PROBLEM TO SOLVE
Search the data for the word "React". Reproduce every line where it is found.

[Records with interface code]
========================================

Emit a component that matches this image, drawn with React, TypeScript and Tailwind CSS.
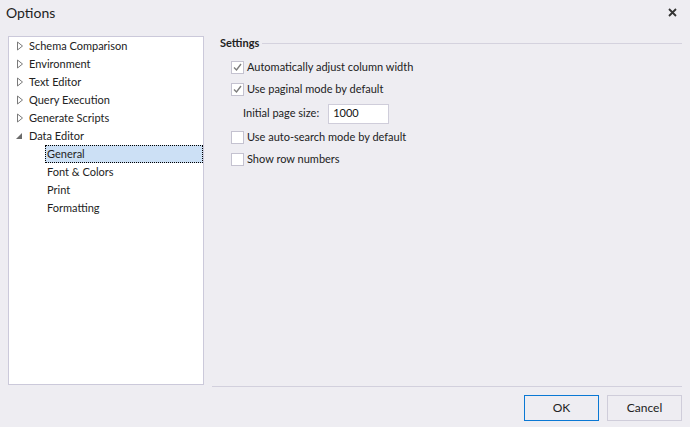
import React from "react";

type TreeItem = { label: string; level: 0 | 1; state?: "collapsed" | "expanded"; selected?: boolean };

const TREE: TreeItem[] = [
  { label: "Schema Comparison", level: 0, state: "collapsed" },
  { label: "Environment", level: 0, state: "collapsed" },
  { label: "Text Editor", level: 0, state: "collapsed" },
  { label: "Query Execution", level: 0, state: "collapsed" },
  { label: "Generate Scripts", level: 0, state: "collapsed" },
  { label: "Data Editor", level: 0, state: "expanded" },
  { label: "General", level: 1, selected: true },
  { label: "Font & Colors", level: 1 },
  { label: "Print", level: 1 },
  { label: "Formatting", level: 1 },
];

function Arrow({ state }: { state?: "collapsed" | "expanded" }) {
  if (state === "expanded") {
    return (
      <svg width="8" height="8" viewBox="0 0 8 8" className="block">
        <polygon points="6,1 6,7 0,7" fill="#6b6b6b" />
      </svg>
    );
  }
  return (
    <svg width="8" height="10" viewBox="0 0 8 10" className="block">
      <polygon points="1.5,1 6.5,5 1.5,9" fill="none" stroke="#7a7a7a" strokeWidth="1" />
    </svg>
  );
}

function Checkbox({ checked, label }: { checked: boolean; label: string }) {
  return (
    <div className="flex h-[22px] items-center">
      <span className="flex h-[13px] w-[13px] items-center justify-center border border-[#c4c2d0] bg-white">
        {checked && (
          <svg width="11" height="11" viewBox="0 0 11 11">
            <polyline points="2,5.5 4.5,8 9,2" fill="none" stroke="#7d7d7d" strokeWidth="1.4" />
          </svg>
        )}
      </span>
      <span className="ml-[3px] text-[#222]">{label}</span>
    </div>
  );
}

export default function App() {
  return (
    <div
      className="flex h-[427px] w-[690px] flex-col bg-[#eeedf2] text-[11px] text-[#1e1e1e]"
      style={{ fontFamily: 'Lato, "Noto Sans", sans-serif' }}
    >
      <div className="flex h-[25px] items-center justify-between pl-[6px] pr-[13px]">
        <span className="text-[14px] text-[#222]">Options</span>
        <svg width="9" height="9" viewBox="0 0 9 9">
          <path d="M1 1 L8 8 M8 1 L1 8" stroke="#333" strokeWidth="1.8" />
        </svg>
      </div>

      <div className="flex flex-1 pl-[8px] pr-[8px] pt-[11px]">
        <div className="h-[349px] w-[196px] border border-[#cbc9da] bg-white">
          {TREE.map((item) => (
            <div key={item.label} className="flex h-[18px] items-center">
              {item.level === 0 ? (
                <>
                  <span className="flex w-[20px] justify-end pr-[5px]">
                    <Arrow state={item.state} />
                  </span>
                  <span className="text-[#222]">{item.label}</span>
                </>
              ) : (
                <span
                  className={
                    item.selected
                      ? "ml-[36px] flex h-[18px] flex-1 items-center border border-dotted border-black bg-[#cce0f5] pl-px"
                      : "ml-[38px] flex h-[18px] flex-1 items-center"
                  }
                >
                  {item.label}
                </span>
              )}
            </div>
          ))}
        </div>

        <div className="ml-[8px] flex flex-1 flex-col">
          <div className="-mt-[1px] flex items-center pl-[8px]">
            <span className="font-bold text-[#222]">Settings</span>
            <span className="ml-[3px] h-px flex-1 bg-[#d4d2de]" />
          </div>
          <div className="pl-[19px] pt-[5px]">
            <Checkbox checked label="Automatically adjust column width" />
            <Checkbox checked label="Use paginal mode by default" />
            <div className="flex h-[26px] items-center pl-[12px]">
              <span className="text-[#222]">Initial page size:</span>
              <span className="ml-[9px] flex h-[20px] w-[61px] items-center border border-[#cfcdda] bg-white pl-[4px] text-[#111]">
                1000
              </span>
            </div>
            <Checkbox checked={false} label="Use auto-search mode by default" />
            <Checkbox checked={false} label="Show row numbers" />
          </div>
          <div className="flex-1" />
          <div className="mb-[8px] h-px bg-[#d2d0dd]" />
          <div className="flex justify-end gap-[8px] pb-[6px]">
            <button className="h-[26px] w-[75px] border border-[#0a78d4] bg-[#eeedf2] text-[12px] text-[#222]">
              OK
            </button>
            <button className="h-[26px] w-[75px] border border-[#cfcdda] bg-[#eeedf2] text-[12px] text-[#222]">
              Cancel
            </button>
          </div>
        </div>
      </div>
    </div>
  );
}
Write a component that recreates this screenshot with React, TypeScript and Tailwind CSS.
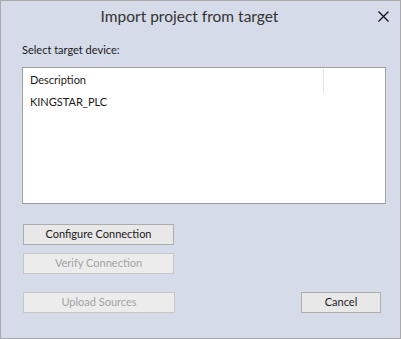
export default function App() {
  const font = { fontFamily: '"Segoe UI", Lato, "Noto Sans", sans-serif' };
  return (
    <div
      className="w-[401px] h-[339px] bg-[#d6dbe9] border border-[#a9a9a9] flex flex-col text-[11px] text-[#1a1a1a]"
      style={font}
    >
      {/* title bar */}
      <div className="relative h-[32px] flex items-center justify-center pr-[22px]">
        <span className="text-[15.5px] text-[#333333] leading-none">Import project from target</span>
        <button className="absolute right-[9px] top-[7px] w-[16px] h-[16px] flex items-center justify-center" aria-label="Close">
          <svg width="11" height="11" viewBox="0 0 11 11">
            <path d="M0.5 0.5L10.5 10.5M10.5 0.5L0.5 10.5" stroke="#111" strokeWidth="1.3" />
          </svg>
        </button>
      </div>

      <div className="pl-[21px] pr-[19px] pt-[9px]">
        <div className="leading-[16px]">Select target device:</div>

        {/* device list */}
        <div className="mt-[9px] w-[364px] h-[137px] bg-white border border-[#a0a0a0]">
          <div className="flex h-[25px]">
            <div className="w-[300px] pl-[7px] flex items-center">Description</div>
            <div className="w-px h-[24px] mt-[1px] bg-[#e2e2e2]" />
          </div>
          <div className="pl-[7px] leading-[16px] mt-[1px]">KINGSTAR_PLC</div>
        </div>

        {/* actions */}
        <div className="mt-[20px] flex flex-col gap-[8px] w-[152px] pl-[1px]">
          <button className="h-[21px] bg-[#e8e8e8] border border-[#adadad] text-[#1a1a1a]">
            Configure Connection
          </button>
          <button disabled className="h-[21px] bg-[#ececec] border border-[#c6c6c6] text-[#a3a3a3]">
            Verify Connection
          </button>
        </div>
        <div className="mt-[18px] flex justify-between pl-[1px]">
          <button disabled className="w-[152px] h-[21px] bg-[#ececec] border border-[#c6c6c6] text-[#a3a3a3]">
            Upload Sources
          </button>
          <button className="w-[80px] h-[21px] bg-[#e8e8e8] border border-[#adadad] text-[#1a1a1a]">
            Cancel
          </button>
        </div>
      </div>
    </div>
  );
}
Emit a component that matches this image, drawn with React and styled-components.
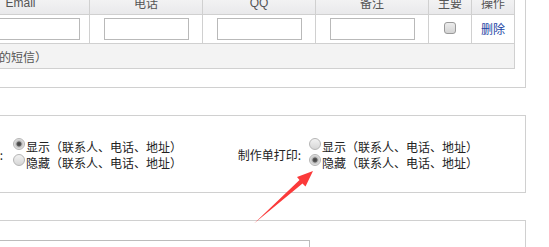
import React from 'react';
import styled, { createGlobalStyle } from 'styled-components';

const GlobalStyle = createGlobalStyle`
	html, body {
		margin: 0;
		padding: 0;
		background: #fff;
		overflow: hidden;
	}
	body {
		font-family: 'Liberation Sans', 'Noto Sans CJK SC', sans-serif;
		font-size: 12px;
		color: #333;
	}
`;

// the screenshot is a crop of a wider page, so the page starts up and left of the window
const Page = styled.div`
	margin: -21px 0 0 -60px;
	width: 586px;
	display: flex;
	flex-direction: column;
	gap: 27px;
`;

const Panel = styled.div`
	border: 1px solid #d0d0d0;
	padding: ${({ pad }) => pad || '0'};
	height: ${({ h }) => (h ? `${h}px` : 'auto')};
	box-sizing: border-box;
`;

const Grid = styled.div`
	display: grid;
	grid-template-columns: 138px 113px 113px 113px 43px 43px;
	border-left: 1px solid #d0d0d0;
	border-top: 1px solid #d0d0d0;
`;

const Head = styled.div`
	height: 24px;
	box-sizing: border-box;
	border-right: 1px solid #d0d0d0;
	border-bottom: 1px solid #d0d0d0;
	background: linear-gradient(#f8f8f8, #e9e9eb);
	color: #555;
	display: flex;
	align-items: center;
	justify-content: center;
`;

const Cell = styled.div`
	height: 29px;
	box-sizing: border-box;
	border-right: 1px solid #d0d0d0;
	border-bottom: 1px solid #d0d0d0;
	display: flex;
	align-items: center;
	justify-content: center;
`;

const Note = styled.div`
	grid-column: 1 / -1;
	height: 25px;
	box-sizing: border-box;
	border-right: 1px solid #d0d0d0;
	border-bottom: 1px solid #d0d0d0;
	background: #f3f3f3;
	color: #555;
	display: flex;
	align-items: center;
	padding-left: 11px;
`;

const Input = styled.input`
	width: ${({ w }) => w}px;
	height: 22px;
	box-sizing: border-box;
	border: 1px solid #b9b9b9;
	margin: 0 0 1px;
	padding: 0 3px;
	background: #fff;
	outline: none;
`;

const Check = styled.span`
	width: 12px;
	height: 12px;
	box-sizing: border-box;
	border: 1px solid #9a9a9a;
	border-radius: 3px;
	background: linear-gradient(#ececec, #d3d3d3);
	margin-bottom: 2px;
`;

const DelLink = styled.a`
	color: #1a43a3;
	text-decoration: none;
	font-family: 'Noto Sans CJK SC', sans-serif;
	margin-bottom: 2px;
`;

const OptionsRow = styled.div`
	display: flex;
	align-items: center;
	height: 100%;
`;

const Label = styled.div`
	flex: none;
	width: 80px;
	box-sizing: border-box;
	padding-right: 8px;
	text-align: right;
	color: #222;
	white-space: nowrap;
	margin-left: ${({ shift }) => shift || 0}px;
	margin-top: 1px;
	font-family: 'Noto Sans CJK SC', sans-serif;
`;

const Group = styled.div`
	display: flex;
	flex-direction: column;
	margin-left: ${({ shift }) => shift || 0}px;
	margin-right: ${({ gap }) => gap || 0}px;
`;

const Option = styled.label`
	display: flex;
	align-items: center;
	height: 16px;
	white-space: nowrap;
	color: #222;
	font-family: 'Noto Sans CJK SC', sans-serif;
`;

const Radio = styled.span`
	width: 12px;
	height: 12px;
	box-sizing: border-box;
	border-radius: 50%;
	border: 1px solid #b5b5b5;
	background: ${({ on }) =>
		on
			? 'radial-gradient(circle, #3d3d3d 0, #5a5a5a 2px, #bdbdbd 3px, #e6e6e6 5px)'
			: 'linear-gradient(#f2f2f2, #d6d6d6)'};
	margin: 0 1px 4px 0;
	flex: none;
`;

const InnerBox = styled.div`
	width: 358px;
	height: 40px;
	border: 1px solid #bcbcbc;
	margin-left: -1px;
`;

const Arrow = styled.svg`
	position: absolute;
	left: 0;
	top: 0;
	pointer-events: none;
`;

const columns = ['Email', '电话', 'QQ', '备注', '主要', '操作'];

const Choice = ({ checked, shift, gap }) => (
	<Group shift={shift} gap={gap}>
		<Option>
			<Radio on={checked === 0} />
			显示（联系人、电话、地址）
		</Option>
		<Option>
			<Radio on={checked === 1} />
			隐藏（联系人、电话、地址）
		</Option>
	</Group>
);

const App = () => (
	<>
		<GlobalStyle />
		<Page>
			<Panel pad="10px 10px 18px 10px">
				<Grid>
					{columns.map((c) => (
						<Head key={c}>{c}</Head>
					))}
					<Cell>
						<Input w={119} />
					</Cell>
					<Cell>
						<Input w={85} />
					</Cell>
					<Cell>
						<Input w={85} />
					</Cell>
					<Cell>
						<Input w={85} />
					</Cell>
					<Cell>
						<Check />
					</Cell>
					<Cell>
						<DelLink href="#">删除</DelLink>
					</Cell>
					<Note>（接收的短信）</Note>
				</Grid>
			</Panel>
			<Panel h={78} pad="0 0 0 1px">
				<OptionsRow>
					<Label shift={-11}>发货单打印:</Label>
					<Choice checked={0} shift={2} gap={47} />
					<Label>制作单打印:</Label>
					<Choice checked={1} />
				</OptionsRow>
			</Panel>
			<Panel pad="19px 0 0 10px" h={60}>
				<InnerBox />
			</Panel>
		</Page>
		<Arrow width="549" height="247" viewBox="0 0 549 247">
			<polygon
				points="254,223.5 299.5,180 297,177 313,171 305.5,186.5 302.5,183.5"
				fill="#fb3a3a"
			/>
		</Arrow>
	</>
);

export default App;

========================================

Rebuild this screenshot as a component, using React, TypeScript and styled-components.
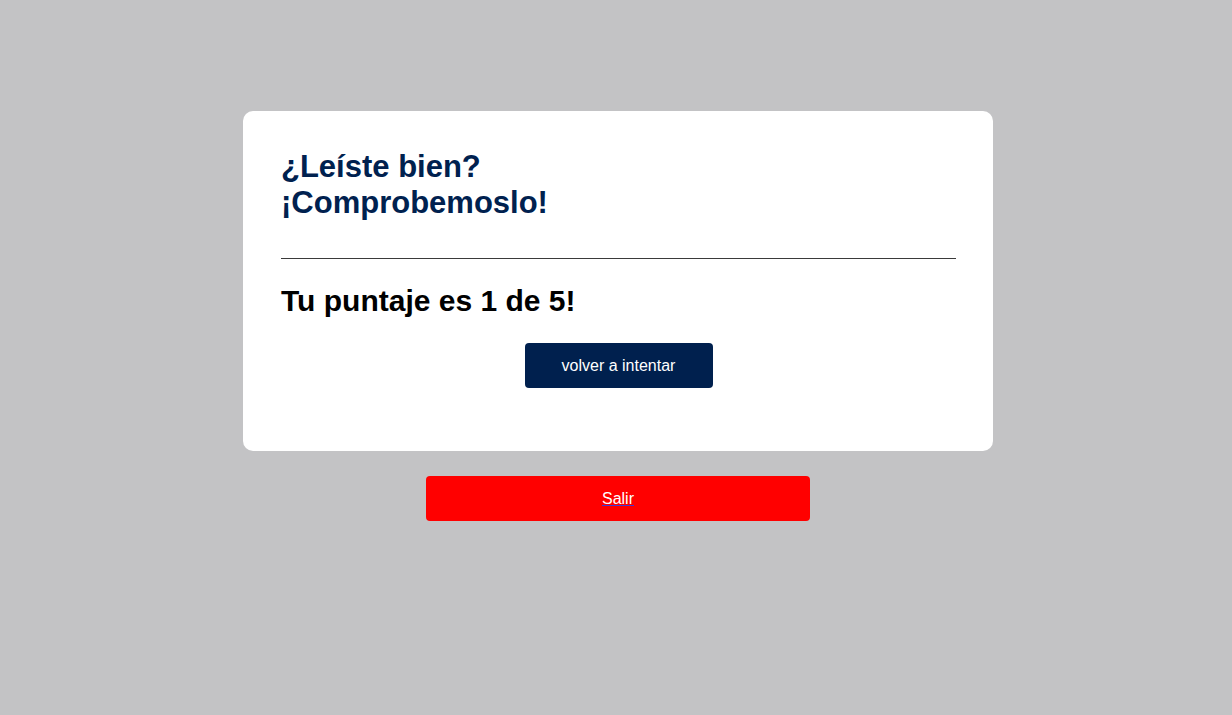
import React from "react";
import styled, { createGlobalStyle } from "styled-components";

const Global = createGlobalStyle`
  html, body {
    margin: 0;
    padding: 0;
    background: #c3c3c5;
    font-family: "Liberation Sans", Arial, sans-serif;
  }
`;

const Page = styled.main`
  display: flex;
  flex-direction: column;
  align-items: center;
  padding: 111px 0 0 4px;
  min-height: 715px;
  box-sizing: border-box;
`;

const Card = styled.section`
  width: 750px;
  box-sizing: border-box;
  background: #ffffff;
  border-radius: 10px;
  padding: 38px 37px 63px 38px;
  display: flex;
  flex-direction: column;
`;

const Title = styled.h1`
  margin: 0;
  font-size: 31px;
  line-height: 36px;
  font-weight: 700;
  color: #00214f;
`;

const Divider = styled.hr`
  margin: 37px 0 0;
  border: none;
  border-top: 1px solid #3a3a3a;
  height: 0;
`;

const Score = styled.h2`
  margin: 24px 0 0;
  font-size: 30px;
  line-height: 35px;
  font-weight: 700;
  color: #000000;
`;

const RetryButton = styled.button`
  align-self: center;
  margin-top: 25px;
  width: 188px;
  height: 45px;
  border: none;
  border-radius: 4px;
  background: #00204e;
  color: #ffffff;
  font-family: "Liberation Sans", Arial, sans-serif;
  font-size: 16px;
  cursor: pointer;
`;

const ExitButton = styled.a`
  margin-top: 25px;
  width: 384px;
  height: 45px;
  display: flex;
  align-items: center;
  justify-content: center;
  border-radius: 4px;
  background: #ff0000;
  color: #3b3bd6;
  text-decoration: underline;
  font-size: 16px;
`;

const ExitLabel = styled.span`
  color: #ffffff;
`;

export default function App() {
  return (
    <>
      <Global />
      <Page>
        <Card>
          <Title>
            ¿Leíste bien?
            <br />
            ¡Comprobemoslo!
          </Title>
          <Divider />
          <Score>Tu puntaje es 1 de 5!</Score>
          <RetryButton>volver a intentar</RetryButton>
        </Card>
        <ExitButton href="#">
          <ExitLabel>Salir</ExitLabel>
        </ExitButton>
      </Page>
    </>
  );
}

========================================

RESPONSE TO THE TASK
Emit a component that matches this image, drawn with React, TypeScript and Tailwind CSS.
import React from "react";
Write a component that recreates this screenshot with React, TypeScript and Tailwind CSS.
Emit a component that matches this image, drawn with React and styled-components.
import React from 'react';
Rebuild this screenshot as a component, using React, TypeScript and styled-components.
import React from "react";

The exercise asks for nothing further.